Livestock and live shellfish exports from the UK to mainland Europe are at a standstill as producers struggle with post-Brexit transport conditions.
In 2019, excluding lamb and cattle traded between Northern Ireland and the Republic of Ireland, a combined 31,000 cattle, sheep and goats were exported from the UK to the EU mainland. About 5% would have been exported for fattening for slaughter and the rest for breeding, the National Farmers’ Union (NFU) estimates.
National Pig Association (NPA) data shows about 12,000 breeding pigs were shipped from the UK to the EU in 2020. The UK does not export pigs for slaughter, the NPA said, although 1,000 to 2,000 pigs are sent from Great Britain to Northern Ireland each year when extra slaughter capacity is needed.
Since 1 January, no cattle, sheep or goats have left the UK for mainland EU markets, the NFU and NPA said.
“There have been no live exports of any [cattle, sheep or goats] since 1 January,” said John Royle, the NFU’s chief livestock adviser. “That’s because there are no border control posts [BCPs] for them at EU mainland ports.” Royle put the value of UK live food animal exports at between £20m and £30m in 2019.
Border control posts are where live animal paperwork and welfare is checked on arrival in the EU. Now that the UK is a third country for EU trade purposes, BCP checks are required.
Breeding pigs face the same problem. Up to 1 January, most UK breeding pig exports went from Dover to Calais on the P&O ferry, said Zoe Davies, NPA chief executive.
Now, post-Brexit, Davies said Calais would continue to take in UK horses, pets and chicks, “because they have a small BCP there that can cope with those. But they don’t feel its big enough to cope with pigs which come in groups of 200.”
“We flagged [the BCP issue] with Defra [the UK Department for Environment, Food and Rural Affairs] last year in June or July. But they basically said it was our problem,” Davies said. Since then, the NPA and NFU have been working together on finding EU ports willing to set up the control posts.
News of the live export standstill comes in the midst of a UK government consultation aimed at banning the export of live animals from England and Wales for slaughter and fattening. Areas outside the consultation’s remit include livestock for breeding, poultry and transport between England and Wales and Northern Ireland.
Royle added that the government consultation was having an additional chilling effect. He said it was “pretty clear” the UK government wanted to end the trade for fattening and slaughter.
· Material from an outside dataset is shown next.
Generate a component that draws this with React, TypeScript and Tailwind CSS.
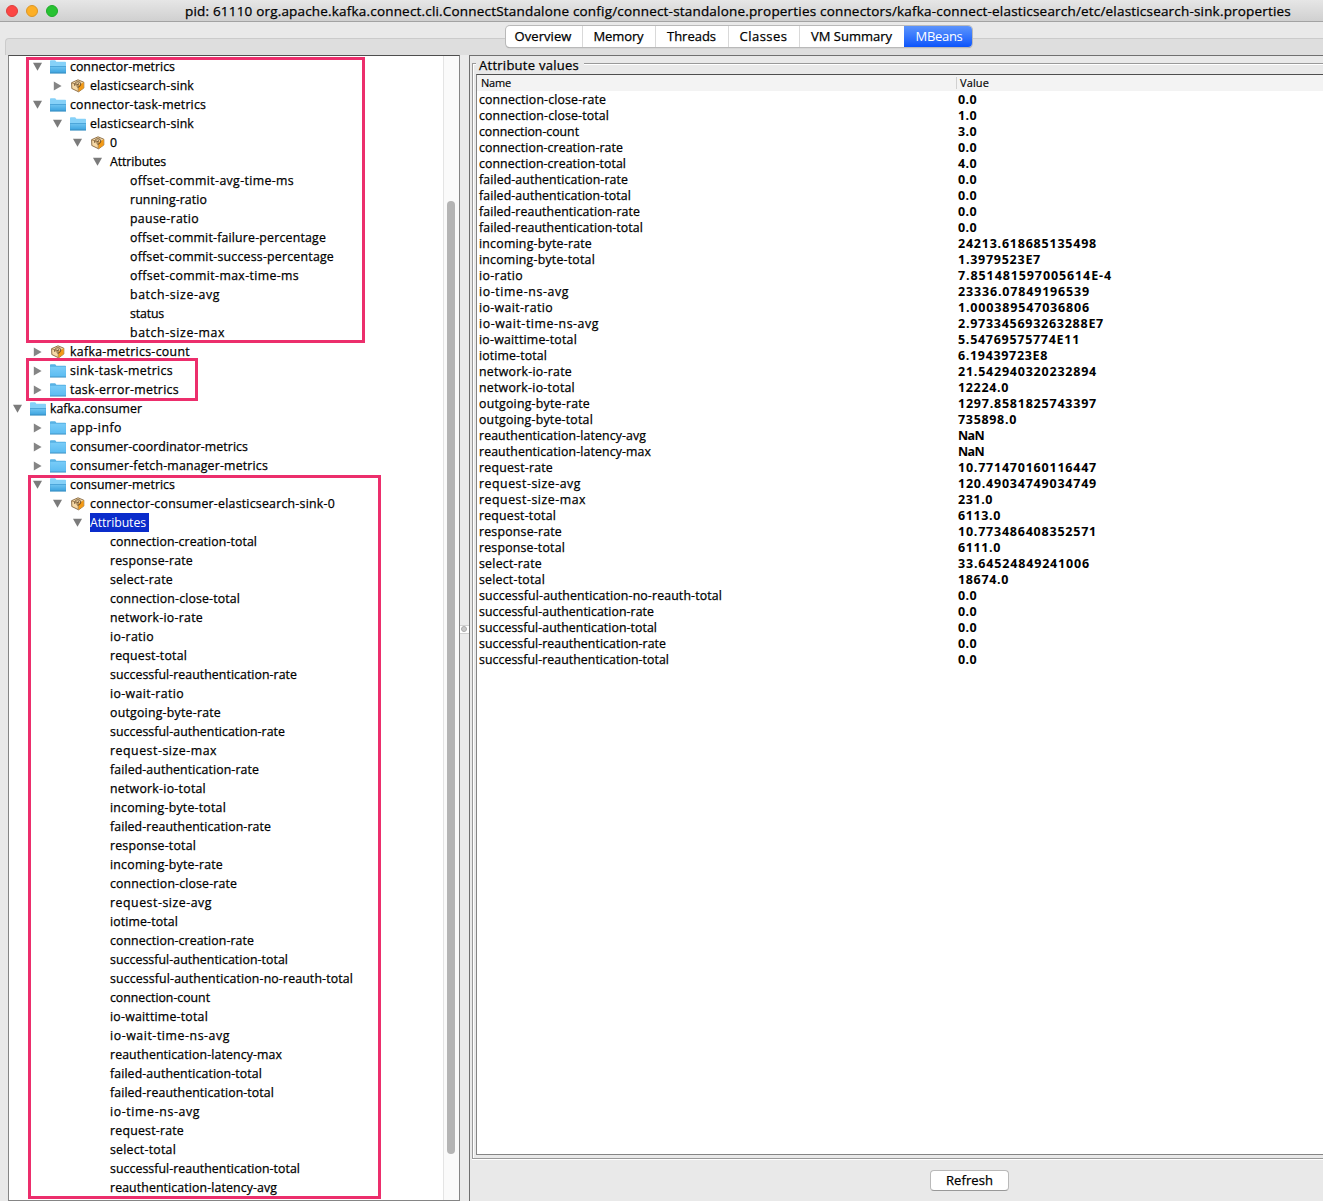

Live mollusc exports from the UK have been hit equally hard. “Up to 31 December there was a trade in live mussels and other live bivalves like oysters, cockles and clams that was worth £20m to £30m,” said James Wilson, who farms mussels on the Menai Strait in north Wales, Britain’s largest mussel-growing area.
Since 1 January, bivalve exports have been suspended indefinitely, Wilson said, owing to EU water quality rules for third countries that now apply to the UK.
In Scotland, exports of male calves, which are of little value to dairy farmers, have also halted for a range of reasons unrelated to Brexit. The last shipment left in November 2019.
A Scottish government spokesperson said the trade had stopped because of a number of factors. Fewer male dairy calves were being born, owing to the greater use of sexed semen, for example, and more male dairy calves were being kept for rearing in the UK.
The Scottish government’s own consultation on restricting the live animal export trade is due to conclude on 26 February.
Responding to concerns about the collapse of live farm animal exports, Defra stated in an email that since 1 January consignments of cattle and equines have in fact been exported to the EU. Although the number of livestock exported was not given, Defra said the animals went from the UK to the Irish port of Rosslare, which has a BCP.
But Royle said that live export of farm animals to mainland Europe had “effectively been stopped because of Brexit, and can only resume if we establish BCPs on the EU mainland”.
Animal welfare can be severely compromised by live transportation, and the longer the journey the greater the risks. Compassion in World Farming’s chief policy adviser, Peter Stevenson, said he was “delighted” that the “inhumane” live export trade had “at least for now largely come to a halt”.
There have not, as yet, been any reported disruptions to the trade in day-old chicks, exported from Dover to Calais for breeding, a spokesperson for the British Poultry Council said. The UK exports tens of millions of chicks a year in an industry that was worth £139m in 2018.
Asked about live bivalve exports, Defra said it was in consultation with producers and the EU to ensure the trade could “continue securely”.
Defra added that molluscs such as oysters, mussels, clams, cockles and scallops could continue to be exported to the EU if they were harvested from class A waters. Wilson said less than 1.5% of English and Welsh waters were currently classified as class A for live molluscs.
Earlier this week, Defra confirmed it was putting in place a £23m compensation package for firms exporting fish and shellfish to the EU that can show they have suffered “genuine loss”.